• **Instructions for the task**
Quote the entries below from the line with "The picture is" through the line with "const body = ref('')", both ends included, and only those lines.

• **Supplied material**

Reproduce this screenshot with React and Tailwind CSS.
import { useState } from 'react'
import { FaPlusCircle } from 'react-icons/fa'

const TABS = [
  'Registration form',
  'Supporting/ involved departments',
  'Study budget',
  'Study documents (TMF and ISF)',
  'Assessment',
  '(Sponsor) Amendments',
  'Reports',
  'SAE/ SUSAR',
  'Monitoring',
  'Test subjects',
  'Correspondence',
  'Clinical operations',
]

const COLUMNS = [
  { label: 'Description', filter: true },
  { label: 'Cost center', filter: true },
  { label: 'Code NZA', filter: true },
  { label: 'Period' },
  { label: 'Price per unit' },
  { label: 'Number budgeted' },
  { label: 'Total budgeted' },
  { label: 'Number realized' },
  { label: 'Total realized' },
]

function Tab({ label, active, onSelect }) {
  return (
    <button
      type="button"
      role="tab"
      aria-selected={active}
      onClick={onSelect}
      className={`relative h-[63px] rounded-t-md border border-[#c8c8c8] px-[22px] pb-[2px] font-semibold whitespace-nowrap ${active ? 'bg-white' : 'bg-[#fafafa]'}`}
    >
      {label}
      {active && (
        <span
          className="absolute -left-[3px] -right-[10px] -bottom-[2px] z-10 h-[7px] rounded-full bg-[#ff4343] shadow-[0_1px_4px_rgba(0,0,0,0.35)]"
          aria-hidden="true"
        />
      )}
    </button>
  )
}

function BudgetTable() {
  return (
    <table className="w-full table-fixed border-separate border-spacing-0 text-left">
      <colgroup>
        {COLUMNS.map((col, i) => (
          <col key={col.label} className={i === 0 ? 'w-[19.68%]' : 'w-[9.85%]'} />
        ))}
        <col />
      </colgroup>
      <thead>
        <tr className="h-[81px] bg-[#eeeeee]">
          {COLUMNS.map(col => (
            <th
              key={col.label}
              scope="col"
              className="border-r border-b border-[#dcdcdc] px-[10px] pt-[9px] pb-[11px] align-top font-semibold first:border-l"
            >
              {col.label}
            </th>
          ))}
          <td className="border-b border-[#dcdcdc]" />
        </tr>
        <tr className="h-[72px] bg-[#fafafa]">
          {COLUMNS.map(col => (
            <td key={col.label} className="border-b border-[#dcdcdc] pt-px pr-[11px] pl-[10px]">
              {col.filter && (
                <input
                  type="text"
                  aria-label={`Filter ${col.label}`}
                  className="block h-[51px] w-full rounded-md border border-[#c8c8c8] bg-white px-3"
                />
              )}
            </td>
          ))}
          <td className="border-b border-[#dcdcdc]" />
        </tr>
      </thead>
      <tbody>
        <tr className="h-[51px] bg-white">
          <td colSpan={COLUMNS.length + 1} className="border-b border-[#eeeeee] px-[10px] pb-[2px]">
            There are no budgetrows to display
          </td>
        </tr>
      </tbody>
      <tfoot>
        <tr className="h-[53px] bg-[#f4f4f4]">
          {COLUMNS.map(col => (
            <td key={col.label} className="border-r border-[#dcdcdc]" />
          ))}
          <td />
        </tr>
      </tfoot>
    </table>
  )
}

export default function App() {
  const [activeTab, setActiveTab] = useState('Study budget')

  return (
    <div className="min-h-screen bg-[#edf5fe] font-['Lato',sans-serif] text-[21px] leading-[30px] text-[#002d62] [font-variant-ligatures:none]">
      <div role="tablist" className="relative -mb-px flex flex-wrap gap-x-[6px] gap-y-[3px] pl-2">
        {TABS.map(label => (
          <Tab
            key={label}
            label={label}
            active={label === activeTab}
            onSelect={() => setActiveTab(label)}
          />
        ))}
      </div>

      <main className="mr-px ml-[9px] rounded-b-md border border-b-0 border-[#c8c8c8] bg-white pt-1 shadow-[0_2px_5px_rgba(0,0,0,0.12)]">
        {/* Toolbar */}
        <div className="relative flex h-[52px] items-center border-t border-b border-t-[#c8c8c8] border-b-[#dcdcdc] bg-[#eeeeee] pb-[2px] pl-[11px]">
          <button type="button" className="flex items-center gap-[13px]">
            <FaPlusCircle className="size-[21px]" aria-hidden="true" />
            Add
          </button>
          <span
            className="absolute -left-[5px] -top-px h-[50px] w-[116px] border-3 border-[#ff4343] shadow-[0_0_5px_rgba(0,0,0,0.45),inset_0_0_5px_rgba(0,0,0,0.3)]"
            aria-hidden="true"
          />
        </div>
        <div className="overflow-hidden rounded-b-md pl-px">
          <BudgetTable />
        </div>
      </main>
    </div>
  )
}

---

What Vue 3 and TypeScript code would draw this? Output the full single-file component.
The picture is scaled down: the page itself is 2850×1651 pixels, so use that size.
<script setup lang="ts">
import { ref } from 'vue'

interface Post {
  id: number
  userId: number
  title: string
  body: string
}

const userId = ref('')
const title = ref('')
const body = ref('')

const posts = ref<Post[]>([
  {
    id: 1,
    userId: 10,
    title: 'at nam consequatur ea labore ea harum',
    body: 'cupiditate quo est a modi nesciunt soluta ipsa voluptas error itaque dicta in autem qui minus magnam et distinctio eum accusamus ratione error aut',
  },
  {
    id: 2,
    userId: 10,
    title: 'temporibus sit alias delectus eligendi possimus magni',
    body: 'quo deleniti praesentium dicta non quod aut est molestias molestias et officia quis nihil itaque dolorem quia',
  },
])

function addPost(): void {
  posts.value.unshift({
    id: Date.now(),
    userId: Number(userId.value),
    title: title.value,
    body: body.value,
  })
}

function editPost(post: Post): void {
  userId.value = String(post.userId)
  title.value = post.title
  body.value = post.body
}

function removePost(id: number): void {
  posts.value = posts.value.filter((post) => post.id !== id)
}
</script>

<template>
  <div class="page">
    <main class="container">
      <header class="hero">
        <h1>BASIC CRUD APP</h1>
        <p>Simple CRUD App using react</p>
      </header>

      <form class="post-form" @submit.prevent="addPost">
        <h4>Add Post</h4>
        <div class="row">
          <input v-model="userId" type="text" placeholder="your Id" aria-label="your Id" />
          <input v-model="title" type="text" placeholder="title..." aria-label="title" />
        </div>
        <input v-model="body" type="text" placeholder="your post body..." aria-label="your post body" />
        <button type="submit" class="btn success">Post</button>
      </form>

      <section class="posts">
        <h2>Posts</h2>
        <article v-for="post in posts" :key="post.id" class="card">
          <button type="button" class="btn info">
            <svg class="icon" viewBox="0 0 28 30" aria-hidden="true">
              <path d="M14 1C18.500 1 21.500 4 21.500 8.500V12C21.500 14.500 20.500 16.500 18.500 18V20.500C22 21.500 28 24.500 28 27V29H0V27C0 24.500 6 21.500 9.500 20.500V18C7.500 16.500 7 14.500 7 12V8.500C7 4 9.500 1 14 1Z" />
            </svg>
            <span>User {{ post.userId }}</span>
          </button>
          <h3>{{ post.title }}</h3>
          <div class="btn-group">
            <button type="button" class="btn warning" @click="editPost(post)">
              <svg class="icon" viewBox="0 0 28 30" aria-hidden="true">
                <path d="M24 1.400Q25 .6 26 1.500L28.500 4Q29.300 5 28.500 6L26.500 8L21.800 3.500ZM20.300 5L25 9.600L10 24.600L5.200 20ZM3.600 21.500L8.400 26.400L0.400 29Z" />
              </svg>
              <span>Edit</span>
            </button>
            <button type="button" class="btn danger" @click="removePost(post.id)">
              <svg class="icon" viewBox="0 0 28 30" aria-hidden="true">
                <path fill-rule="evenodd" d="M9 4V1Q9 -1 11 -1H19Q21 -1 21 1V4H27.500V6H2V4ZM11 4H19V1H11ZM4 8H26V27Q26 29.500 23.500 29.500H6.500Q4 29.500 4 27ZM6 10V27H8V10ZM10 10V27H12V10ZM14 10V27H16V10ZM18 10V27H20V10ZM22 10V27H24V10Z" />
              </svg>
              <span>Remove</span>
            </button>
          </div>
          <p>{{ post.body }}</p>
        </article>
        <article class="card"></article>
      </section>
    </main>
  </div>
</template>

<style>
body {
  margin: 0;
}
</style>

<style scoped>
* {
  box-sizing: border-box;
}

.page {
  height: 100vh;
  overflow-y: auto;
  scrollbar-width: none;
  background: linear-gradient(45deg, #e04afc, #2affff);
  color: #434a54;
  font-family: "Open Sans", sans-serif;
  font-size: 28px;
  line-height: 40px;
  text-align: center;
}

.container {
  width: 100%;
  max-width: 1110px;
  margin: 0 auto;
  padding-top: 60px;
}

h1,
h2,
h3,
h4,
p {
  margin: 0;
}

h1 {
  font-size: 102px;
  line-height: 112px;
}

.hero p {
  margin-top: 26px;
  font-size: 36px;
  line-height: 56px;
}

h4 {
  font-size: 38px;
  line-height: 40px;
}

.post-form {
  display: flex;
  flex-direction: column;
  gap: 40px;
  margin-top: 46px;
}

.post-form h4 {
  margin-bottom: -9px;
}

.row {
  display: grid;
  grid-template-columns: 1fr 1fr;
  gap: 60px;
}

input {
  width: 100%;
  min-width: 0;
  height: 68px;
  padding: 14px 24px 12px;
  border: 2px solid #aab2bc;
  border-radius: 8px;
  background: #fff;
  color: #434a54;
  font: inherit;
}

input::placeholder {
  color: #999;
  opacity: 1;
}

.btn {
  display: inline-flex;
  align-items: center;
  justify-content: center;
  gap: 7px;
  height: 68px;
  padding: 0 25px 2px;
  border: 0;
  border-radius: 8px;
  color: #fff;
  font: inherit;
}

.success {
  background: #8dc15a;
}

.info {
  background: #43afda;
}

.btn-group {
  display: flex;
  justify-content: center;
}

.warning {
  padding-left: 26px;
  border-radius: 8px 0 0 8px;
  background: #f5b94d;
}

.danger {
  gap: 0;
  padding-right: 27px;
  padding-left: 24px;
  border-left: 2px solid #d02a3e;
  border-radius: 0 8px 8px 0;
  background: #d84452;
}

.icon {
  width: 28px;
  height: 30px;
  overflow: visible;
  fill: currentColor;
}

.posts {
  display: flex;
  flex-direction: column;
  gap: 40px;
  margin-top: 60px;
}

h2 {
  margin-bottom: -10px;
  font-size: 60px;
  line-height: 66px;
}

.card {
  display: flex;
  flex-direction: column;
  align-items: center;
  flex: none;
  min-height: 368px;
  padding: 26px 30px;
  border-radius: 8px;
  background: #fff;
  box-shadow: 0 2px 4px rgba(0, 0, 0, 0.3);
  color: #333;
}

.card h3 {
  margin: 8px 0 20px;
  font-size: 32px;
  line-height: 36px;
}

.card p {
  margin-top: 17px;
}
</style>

• **Output**
The picture is scaled down: the page itself is 2850×1651 pixels, so use that size.
<script setup lang="ts">
import { ref } from 'vue'

interface Post {
  id: number
  userId: number
  title: string
  body: string
}

const userId = ref('')
const title = ref('')
const body = ref('')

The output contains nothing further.